▶ _MATERIAL_
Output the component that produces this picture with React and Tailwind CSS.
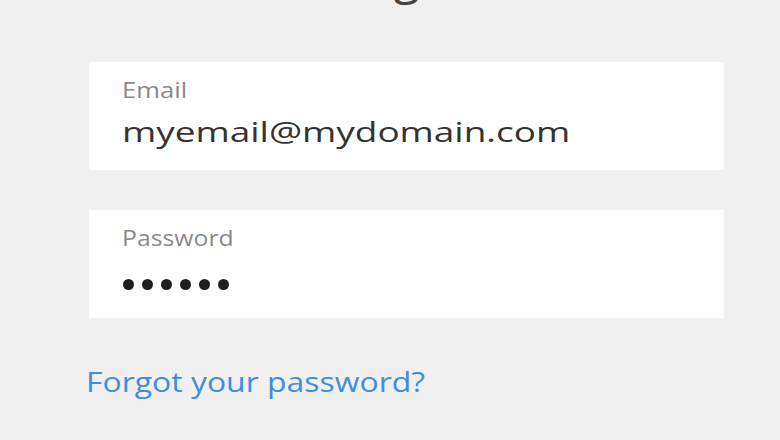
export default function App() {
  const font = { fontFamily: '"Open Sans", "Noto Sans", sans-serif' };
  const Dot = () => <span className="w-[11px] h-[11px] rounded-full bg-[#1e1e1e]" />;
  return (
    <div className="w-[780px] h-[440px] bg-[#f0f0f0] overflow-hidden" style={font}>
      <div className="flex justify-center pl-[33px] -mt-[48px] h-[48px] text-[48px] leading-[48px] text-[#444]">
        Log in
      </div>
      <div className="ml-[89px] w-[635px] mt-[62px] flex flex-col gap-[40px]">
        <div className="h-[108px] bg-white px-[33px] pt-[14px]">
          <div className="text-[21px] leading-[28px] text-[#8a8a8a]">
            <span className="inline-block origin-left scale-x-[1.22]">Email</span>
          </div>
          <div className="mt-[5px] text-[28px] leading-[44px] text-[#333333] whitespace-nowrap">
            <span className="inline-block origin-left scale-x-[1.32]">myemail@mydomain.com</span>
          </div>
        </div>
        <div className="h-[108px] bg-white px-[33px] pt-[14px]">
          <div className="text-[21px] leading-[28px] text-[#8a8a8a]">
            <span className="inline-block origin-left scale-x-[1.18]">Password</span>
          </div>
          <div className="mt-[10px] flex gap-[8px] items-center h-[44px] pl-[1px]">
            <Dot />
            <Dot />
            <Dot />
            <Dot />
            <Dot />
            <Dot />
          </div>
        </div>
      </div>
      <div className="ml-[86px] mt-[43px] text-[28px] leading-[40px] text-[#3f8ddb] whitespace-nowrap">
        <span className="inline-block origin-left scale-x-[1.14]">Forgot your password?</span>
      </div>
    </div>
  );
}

▶ _PROBLEM_
Exclude the pictures, and transcribe all of the material exactly.

▶ _ANSWER_
Output the component that produces this picture with React and Tailwind CSS.
export default function App() {
  const font = { fontFamily: '"Open Sans", "Noto Sans", sans-serif' };
  const Dot = () => <span className="w-[11px] h-[11px] rounded-full bg-[#1e1e1e]" />;
  return (
    <div className="w-[780px] h-[440px] bg-[#f0f0f0] overflow-hidden" style={font}>
      <div className="flex justify-center pl-[33px] -mt-[48px] h-[48px] text-[48px] leading-[48px] text-[#444]">
        Log in
      </div>
      <div className="ml-[89px] w-[635px] mt-[62px] flex flex-col gap-[40px]">
        <div className="h-[108px] bg-white px-[33px] pt-[14px]">
          <div className="text-[21px] leading-[28px] text-[#8a8a8a]">
            <span className="inline-block origin-left scale-x-[1.22]">Email</span>
          </div>
          <div className="mt-[5px] text-[28px] leading-[44px] text-[#333333] whitespace-nowrap">
            <span className="inline-block origin-left scale-x-[1.32]">myemail@mydomain.com</span>
          </div>
        </div>
        <div className="h-[108px] bg-white px-[33px] pt-[14px]">
          <div className="text-[21px] leading-[28px] text-[#8a8a8a]">
            <span className="inline-block origin-left scale-x-[1.18]">Password</span>
          </div>
          <div className="mt-[10px] flex gap-[8px] items-center h-[44px] pl-[1px]">
            <Dot />
            <Dot />
            <Dot />
            <Dot />
            <Dot />
            <Dot />
          </div>
        </div>
      </div>
      <div className="ml-[86px] mt-[43px] text-[28px] leading-[40px] text-[#3f8ddb] whitespace-nowrap">
        <span className="inline-block origin-left scale-x-[1.14]">Forgot your password?</span>
      </div>
    </div>
  );
}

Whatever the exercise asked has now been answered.